**DATA SEGMENT**
________________________
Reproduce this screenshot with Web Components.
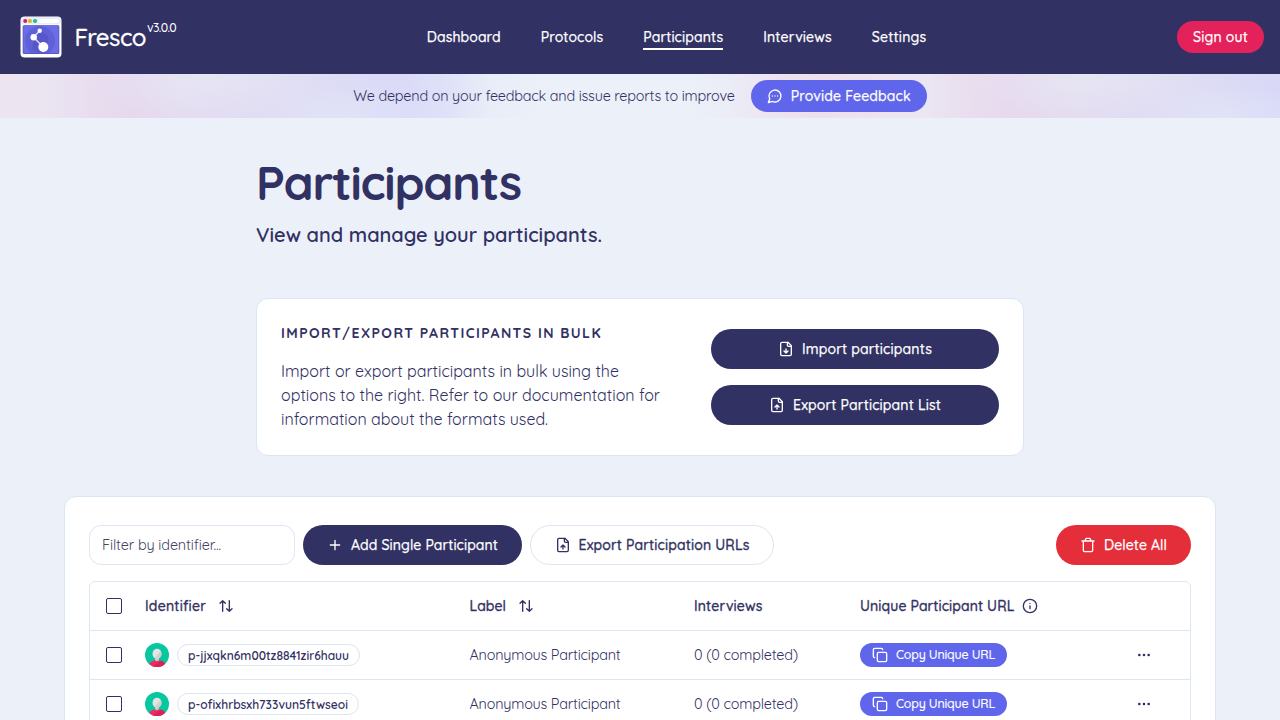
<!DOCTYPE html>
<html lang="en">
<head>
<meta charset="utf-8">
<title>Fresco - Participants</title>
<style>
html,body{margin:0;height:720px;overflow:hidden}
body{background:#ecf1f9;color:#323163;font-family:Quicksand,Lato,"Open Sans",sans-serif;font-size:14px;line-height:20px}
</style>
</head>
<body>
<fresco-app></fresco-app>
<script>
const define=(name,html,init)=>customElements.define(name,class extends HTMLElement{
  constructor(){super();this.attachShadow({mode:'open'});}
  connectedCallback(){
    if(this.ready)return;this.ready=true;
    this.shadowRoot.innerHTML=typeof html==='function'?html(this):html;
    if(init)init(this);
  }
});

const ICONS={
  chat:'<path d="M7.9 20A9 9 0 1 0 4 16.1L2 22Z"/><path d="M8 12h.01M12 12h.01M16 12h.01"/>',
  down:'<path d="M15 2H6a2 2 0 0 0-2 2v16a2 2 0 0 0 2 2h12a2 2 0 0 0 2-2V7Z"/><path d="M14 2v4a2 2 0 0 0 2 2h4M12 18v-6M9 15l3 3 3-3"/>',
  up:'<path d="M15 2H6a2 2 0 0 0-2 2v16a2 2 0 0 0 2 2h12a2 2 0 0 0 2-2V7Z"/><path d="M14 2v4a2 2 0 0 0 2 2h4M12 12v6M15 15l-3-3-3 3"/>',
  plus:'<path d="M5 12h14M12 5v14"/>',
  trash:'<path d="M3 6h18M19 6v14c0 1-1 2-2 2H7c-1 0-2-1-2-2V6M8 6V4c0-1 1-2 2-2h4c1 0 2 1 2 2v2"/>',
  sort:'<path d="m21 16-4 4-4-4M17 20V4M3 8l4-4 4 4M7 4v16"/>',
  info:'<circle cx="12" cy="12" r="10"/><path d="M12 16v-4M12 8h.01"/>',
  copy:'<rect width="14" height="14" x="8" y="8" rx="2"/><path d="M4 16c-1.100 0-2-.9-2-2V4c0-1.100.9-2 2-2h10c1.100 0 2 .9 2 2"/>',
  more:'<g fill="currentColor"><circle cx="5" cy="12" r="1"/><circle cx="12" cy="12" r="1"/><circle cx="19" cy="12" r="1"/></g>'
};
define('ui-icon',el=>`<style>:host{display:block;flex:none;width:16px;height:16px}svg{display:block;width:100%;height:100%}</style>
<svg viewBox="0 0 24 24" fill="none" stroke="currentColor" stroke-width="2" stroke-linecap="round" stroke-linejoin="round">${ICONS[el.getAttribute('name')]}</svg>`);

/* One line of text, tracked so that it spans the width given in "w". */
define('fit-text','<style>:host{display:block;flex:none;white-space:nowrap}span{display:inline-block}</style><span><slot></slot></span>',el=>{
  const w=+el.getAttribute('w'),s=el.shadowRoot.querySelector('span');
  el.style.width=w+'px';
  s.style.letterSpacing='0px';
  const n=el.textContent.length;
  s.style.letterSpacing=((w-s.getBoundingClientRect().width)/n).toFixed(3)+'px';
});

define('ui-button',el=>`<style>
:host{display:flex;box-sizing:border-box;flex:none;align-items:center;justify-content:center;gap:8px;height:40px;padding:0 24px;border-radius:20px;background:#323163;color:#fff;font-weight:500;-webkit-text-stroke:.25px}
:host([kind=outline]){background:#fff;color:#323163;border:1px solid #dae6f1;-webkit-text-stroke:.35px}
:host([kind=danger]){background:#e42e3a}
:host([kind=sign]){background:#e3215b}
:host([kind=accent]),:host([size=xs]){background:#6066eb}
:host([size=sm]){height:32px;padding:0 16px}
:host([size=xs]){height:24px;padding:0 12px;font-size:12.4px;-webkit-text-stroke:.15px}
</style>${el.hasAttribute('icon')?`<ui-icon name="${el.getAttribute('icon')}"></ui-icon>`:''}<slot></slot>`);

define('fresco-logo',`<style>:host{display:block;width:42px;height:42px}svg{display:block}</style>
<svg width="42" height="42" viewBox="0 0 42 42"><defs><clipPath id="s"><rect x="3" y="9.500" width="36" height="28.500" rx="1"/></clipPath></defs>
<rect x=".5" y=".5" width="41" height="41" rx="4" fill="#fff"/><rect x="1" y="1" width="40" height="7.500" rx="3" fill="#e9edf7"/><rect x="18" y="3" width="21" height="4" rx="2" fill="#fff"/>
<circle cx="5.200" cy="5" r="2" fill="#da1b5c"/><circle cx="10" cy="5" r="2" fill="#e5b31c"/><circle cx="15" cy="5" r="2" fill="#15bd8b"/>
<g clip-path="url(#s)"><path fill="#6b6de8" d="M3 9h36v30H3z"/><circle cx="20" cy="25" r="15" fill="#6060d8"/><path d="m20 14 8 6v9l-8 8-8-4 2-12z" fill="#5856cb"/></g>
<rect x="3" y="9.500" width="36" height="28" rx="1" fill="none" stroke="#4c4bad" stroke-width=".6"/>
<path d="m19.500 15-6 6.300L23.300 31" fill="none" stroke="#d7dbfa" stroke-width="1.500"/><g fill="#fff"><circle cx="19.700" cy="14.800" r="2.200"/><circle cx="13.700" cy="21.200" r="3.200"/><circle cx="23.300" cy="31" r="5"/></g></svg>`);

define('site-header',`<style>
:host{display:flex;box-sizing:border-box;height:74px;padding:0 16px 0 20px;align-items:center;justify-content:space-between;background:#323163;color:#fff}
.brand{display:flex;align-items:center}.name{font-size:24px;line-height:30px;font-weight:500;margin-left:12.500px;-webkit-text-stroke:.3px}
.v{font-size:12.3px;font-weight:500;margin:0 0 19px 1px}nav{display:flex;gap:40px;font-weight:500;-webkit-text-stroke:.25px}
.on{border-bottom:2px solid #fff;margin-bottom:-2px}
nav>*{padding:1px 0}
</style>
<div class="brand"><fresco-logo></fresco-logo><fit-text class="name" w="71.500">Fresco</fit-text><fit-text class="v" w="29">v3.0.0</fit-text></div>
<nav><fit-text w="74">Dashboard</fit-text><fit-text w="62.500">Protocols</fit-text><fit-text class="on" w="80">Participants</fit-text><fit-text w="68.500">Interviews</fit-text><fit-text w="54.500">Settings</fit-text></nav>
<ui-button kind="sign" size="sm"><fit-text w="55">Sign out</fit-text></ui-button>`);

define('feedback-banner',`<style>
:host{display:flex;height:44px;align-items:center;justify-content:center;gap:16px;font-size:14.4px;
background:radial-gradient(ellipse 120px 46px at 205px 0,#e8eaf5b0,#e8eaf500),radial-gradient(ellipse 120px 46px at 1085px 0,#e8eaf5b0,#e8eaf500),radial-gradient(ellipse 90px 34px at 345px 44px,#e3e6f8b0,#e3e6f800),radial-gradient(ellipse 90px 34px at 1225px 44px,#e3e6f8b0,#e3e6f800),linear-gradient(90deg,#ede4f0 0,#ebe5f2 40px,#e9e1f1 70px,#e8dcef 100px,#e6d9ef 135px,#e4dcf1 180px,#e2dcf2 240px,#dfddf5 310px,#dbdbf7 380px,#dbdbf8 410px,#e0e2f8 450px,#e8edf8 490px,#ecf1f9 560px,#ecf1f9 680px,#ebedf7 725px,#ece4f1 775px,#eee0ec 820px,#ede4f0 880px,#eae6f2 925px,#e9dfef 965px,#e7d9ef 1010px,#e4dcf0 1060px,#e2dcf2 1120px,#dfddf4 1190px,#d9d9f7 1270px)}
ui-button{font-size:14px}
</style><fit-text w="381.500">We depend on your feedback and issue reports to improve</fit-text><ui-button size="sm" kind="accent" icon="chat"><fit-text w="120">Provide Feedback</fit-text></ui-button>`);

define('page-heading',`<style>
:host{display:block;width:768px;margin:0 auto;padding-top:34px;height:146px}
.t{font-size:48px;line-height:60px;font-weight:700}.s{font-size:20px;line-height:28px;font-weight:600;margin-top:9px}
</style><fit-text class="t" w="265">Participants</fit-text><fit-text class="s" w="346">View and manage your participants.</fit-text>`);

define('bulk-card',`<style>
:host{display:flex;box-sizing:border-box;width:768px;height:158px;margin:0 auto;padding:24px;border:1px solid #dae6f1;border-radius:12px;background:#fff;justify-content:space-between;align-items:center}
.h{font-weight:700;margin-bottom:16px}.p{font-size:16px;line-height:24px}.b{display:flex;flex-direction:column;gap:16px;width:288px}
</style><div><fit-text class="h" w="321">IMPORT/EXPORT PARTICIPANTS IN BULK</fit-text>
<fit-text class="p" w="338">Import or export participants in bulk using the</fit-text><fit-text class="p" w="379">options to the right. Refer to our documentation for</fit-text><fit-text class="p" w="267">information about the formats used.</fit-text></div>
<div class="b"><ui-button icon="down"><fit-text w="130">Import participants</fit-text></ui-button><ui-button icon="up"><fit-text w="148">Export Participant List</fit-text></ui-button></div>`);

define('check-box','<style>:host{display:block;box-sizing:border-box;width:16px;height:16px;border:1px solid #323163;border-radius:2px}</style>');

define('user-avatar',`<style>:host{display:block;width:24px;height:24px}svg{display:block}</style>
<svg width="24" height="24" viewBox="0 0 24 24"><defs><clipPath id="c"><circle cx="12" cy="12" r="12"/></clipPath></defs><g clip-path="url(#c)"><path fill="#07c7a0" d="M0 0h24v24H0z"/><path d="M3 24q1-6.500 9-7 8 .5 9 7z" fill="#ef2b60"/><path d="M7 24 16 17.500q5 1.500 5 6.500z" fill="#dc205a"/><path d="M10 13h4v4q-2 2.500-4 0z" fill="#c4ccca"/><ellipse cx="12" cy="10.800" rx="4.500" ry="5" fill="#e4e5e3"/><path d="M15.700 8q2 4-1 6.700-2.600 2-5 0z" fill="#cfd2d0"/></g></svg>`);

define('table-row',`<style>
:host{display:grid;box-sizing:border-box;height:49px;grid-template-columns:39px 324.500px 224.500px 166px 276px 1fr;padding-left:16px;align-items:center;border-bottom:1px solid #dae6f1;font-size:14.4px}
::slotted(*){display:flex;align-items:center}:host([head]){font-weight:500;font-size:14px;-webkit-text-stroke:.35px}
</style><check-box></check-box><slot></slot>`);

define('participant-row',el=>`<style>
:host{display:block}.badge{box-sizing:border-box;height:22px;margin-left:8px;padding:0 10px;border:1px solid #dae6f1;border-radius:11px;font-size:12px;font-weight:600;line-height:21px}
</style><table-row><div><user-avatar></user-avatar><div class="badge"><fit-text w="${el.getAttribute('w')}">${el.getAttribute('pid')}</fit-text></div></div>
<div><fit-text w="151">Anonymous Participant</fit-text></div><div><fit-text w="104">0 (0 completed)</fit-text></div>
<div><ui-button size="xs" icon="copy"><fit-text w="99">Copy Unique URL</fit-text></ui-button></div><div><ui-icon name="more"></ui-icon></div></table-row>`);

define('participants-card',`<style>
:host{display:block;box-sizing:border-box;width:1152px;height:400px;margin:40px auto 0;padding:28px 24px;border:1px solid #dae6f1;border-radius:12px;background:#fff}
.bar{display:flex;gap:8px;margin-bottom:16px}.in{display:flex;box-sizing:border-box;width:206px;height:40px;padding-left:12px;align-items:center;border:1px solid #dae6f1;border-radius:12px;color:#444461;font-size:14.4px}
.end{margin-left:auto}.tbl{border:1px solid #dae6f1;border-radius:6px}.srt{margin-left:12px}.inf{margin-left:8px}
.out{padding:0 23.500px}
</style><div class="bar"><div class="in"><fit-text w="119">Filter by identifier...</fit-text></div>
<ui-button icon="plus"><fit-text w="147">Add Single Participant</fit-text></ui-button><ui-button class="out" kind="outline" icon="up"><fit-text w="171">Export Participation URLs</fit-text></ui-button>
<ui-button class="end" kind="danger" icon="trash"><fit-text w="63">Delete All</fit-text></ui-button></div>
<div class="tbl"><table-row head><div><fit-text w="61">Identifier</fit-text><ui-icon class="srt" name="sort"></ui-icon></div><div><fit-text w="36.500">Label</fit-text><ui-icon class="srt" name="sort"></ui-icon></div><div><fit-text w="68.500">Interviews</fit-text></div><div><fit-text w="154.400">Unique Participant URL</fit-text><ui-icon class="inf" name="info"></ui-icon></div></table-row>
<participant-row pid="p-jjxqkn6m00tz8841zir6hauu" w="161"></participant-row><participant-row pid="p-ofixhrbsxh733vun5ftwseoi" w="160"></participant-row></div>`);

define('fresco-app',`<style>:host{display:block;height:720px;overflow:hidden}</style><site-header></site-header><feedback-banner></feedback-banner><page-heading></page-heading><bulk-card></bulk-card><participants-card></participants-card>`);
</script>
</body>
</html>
________________________
**SET PROBLEM**
Identify and extract each line of the listing that contains "this".

**FULL RESPONSE**
Reproduce this screenshot with Web Components.
  constructor(){super();this.attachShadow({mode:'open'});}
    if(this.ready)return;this.ready=true;
    this.shadowRoot.innerHTML=typeof html==='function'?html(this):html;
    if(init)init(this);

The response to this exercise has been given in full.